British Gas buys PH Jones, empty council homes and Almo contract loss

Over 6000 council homes in London are unoccupied
Over 6000 council homes in London are unoccupied. Photograph: Murdo Macleod

British Gas continues expansion in social housing

British Gas has bought heating contractor PH Jones, in a £30m deal. The energy giant began showing an interest in the sector last year when it partnered with Mears to provide maintenance services. British Gas will provide central heating and maintenance services for over 250,000 properties and will also take on 850 of PH Jones's employees.

More than 6,000 empty council homes in London

BBC One's The Politics Show used a Freedom of Information request to reveal that over 6,000 council homes are unoccupied in London. The report claimed that over 2,300 properties had been vacant for over a year with around a third of empty properties in need of repair. The news comes as the government announced plans to encourage regeneration, including the New Homes Bonus to encourage councils to use unoccupied council houses and £100m given to the HCA to aid social landlords in redeveloping their empty properties.

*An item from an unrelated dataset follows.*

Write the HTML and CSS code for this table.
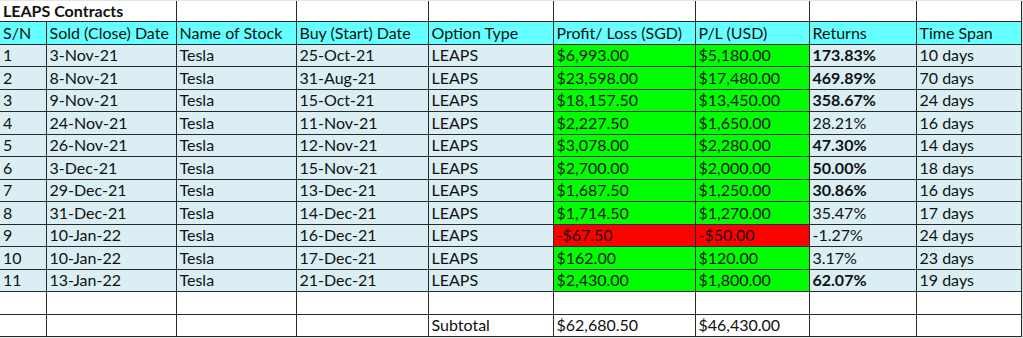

Social housing fraud: Calls to close legal loopholes

Alison Seabeck, shadow housing minister, has lodged a number of amendments to the localism bill, due to be discussed in the House of Commons this week, to give councils the power to revoke social housing from those who play the system. Seabeck said, "At the moment, the law allows people who defraud their way to a council house to keep it. That's plainly wrong – the law needs to be on the side of people who stick to the rules, not those who willfully break them." The move comes after a Panorama investigation uncovered some tenants sub-letting their council houses, while the Chartered Institute of Housing recently set up an advice bureau to help social landlords become more efficient by reducing fraud and setting up frameworks to make downsizing more simple.

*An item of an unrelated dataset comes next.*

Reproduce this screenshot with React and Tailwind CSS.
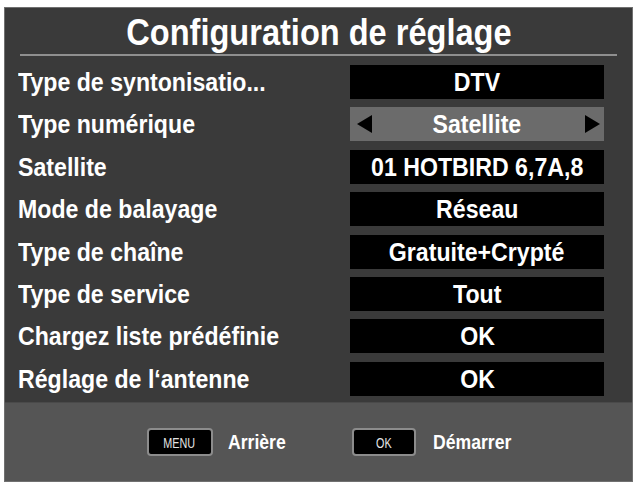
import React from "react";

const rows = [
  { label: "Type de syntonisatio...", value: "DTV" },
  { label: "Type numérique", value: "Satellite", selected: true },
  { label: "Satellite", value: "01 HOTBIRD 6,7A,8" },
  { label: "Mode de balayage", value: "Réseau" },
  { label: "Type de chaîne", value: "Gratuite+Crypté" },
  { label: "Type de service", value: "Tout" },
  { label: "Chargez liste prédéfinie", value: "OK" },
  { label: "Réglage de l‘antenne", value: "OK" },
];

const font = { fontFamily: '"Liberation Sans", Arial, sans-serif' };

export default function App() {
  return (
    <div className="w-[640px] h-[487px] bg-white pt-[7px] pl-[4px]" style={font}>
      <div className="w-[629px] h-[475px] flex flex-col bg-[#3a3a3a] border border-[#707070]">
        <div className="flex-1 flex flex-col">
          <div className="h-[46px] flex items-center justify-center text-white font-bold text-[37px] leading-none pt-[2px] whitespace-nowrap">
            <span className="inline-block origin-center scale-x-[0.88]">Configuration de réglage</span>
          </div>
          <div className="mx-[15px] h-[2px] bg-[#8f8f8f]" />
          <div className="flex flex-col gap-[8.4px] mt-[9px]">
            {rows.map((r, i) => (
              <div key={i} className="flex items-center h-[34px]">
                <div className="pl-[13px] w-[345px] text-white font-bold text-[26px] leading-none whitespace-nowrap">
                  <span className="inline-block origin-left scale-x-[0.89]">{r.label}</span>
                </div>
                <div
                  className={
                    "relative w-[254px] h-[34px] flex items-center justify-center text-white font-bold text-[26px] leading-none " +
                    (r.selected ? "bg-[#6b6b6b]" : "bg-black")
                  }
                >
                  {r.selected && (
                    <svg className="absolute left-[7px] top-[8px]" width="15" height="18" viewBox="0 0 15 18">
                      <polygon points="15,0 15,18 0,9" fill="#000" />
                    </svg>
                  )}
                  <span className="inline-block origin-center scale-x-[0.89] whitespace-nowrap">{r.value}</span>
                  {r.selected && (
                    <svg className="absolute right-[4px] top-[8px]" width="15" height="18" viewBox="0 0 15 18">
                      <polygon points="0,0 0,18 15,9" fill="#000" />
                    </svg>
                  )}
                </div>
              </div>
            ))}
          </div>
        </div>
        <div className="h-[79px] bg-[#555555] flex items-center justify-center pl-[20px] border-t border-[#4a4a4a]">
          <div className="w-[66px] h-[28px] bg-black rounded-[4px] border-2 border-[#8c8c8c] flex items-center justify-center text-[#e4e4e4] text-[15px] leading-none">
            <span className="inline-block origin-center scale-x-[0.72]">MENU</span>
          </div>
          <div className="w-[57px] ml-[15px] text-white font-bold text-[20px] leading-none whitespace-nowrap">
            <span className="inline-block origin-left scale-x-[0.88]">Arrière</span>
          </div>
          <div className="w-[64px] ml-[67px] h-[28px] bg-black rounded-[4px] border-2 border-[#8c8c8c] flex items-center justify-center text-[#e4e4e4] text-[15px] leading-none">
            <span className="inline-block origin-center scale-x-[0.72]">OK</span>
          </div>
          <div className="w-[78px] ml-[17px] text-white font-bold text-[20px] leading-none whitespace-nowrap">
            <span className="inline-block origin-left scale-x-[0.88]">Démarrer</span>
          </div>
        </div>
      </div>
    </div>
  );
}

Almo 'likely to be wound up' after council's in-house move

Rotherham Borough Council has taken back control of its 21,000 council houses, after six years of outsourcing management to 2010 Rotherham Ltd. The council resolved to manage its social housing in-house as the Decent Homes programme comes to a close. Out of the 7,590 completed questionnaires, 90% of tenants believed they would prefer the council to directly govern social housing. A number of Almos were altered to become Registered Providers to aid the council's move, which has been welcomed as being more economical. Jahangir Akhtar, cabinet member for housing for Rotherham Borough Council, said: "By making this move we can make significant savings from administration, management and other back-office functions. These savings can then be transferred to frontline housing services - to the direct benefit of our tenants and leaseholders."